**Description of the task**
In the material below, list every line carrying the string "React".

**Provided data**
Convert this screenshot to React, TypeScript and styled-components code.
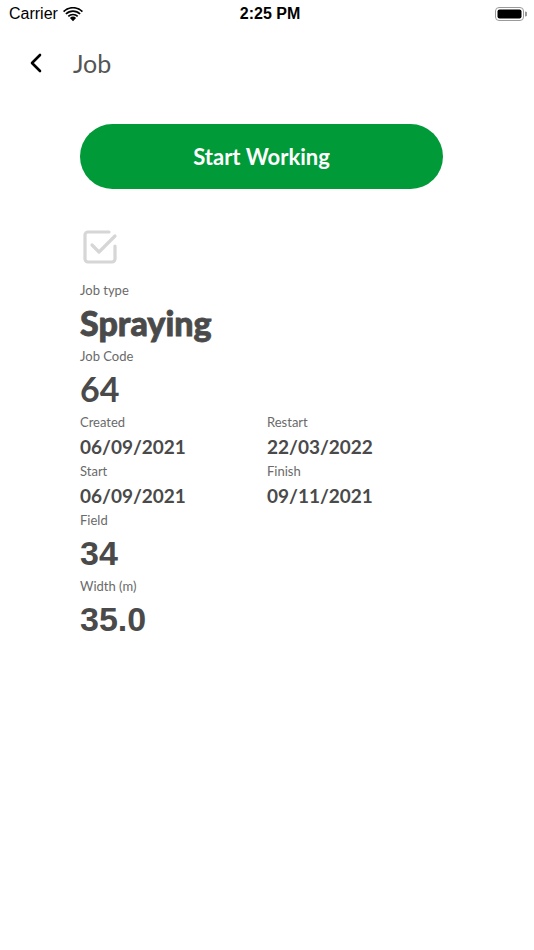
import React from "react";
import styled, { createGlobalStyle } from "styled-components";

const Global = createGlobalStyle`
  html, body { margin: 0; padding: 0; background: #fff; }
  body { font-family: Lato, "Noto Sans", sans-serif; }
`;

const Screen = styled.div`
  width: 534px;
  height: 950px;
  background: #ffffff;
  display: flex;
  flex-direction: column;
`;

const StatusBar = styled.div`
  height: 28px;
  display: grid;
  grid-template-columns: 1fr auto 1fr;
  align-items: center;
  padding: 0 7px 0 9px;
  font-family: "Liberation Sans", Arial, sans-serif;
  color: #000;
`;

const StatusLeft = styled.div`
  display: flex;
  align-items: center;
  gap: 5px;
  font-size: 16px;
`;

const StatusTime = styled.div`
  font-size: 16px;
  font-weight: 700;
  padding-left: 4px;
`;

const StatusRight = styled.div`
  display: flex;
  justify-content: flex-end;
  align-items: center;
`;

const NavBar = styled.div`
  height: 70px;
  display: flex;
  align-items: center;
  padding-left: 29px;
  gap: 26px;
`;

const BackButton = styled.button`
  background: none;
  border: none;
  padding: 0;
  width: 18px;
  height: 24px;
  display: flex;
  align-items: center;
  cursor: pointer;
`;

const NavTitle = styled.div`
  font-family: Lato, sans-serif;
  font-size: 25px;
  color: #555555;
  font-weight: 400;
`;

const Content = styled.div`
  padding: 0 91px 0 80px;
  display: flex;
  flex-direction: column;
`;

const PrimaryButton = styled.button`
  margin-top: 26px;
  height: 65px;
  width: 363px;
  border-radius: 33px;
  border: none;
  background: #009a38;
  color: #ffffff;
  font-family: Lato, sans-serif;
  font-weight: 700;
  font-size: 22px;
  cursor: pointer;
`;

const IconWrap = styled.div`
  margin-top: 40px;
  margin-left: 2px;
  height: 38px;
`;

const Field = styled.div`
  display: flex;
  flex-direction: column;
`;

const Label = styled.div`
  font-family: Lato, sans-serif;
  font-size: 13px;
  color: #6a6a6a;
  line-height: 20px;
  height: 20px;
`;

const BigValue = styled.div<{ $arial?: boolean; $heavy?: boolean }>`
  font-family: ${(p) => (p.$arial ? `"Liberation Sans", Arial, sans-serif` : `Lato, sans-serif`)};
  font-weight: ${(p) => (p.$heavy ? 900 : 700)};
  font-size: 34px;
  -webkit-text-stroke: ${(p) => (p.$heavy ? "0.8px #4a4a4a" : "0")};
  color: #4a4a4a;
  line-height: 46px;
  height: 46px;
`;

const DateValue = styled.div`
  font-family: Lato, sans-serif;
  font-weight: 700;
  font-size: 19px;
  color: #4a4a4a;
  line-height: 29px;
  height: 29px;
`;

const TwoCol = styled.div`
  display: grid;
  grid-template-columns: 187px 1fr;
`;

const FirstField = styled(Field)`
  margin-top: 13px;
`;

const Wifi = () => (
  <svg width="20" height="15" viewBox="0 0 20 15">
    <path d="M10 14.2 L6.9 11 A4.5 4.5 0 0 1 13.1 11 Z" fill="#000" />
    <path d="M4.7 8.8 A7.6 7.6 0 0 1 15.3 8.8 L14.1 10 A5.9 5.9 0 0 0 5.9 10 Z" fill="#000" />
    <path d="M2.3 6.4 A11 11 0 0 1 17.7 6.4 L16.5 7.6 A9.3 9.3 0 0 0 3.5 7.6 Z" fill="#000" />
    <path d="M0 4 A14.2 14.2 0 0 1 20 4 L18.8 5.2 A12.5 12.5 0 0 0 1.2 5.2 Z" fill="#000" />
  </svg>
);

const Battery = () => (
  <svg width="32" height="14" viewBox="0 0 32 14">
    <rect x="0.5" y="0.5" width="28" height="13" rx="3.5" fill="none" stroke="#9a9a9a" strokeWidth="1" />
    <rect x="2.5" y="2.5" width="24" height="9" rx="2" fill="#000" />
    <path d="M30 4.5 A2 2 0 0 1 30 9.5 Z" fill="#9a9a9a" />
  </svg>
);

const Chevron = () => (
  <svg width="14" height="22" viewBox="0 0 14 22">
    <path d="M11 3 L3 11 L11 19" fill="none" stroke="#000" strokeWidth="2.6" strokeLinecap="round" strokeLinejoin="round" />
  </svg>
);

const CheckIcon = () => (
  <svg width="36" height="36" viewBox="0 0 36 36">
    <path
      d="M33 17 V30 A3 3 0 0 1 30 33 H6 A3 3 0 0 1 3 30 V6 A3 3 0 0 1 6 3 H27"
      fill="none"
      stroke="#d6d6d6"
      strokeWidth="3.2"
      strokeLinecap="round"
    />
    <path d="M10 16 L17 23 L33 7" fill="none" stroke="#d6d6d6" strokeWidth="3.2" strokeLinecap="round" strokeLinejoin="round" />
  </svg>
);

export default function App() {
  return (
    <Screen>
      <Global />
      <StatusBar>
        <StatusLeft>
          Carrier <Wifi />
        </StatusLeft>
        <StatusTime>2:25 PM</StatusTime>
        <StatusRight>
          <Battery />
        </StatusRight>
      </StatusBar>
      <NavBar>
        <BackButton aria-label="Back">
          <Chevron />
        </BackButton>
        <NavTitle>Job</NavTitle>
      </NavBar>
      <Content>
        <PrimaryButton>Start Working</PrimaryButton>
        <IconWrap>
          <CheckIcon />
        </IconWrap>
        <FirstField>
          <Label>Job type</Label>
          <BigValue $heavy>Spraying</BigValue>
        </FirstField>
        <Field>
          <Label>Job Code</Label>
          <BigValue>64</BigValue>
        </Field>
        <TwoCol>
          <Field>
            <Label>Created</Label>
            <DateValue>06/09/2021</DateValue>
          </Field>
          <Field>
            <Label>Restart</Label>
            <DateValue>22/03/2022</DateValue>
          </Field>
          <Field>
            <Label>Start</Label>
            <DateValue>06/09/2021</DateValue>
          </Field>
          <Field>
            <Label>Finish</Label>
            <DateValue>09/11/2021</DateValue>
          </Field>
        </TwoCol>
        <Field>
          <Label>Field</Label>
          <BigValue $arial>34</BigValue>
        </Field>
        <Field>
          <Label>Width (m)</Label>
          <BigValue $arial>35.0</BigValue>
        </Field>
      </Content>
    </Screen>
  );
}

**Written solution**
Convert this screenshot to React, TypeScript and styled-components code.
import React from "react";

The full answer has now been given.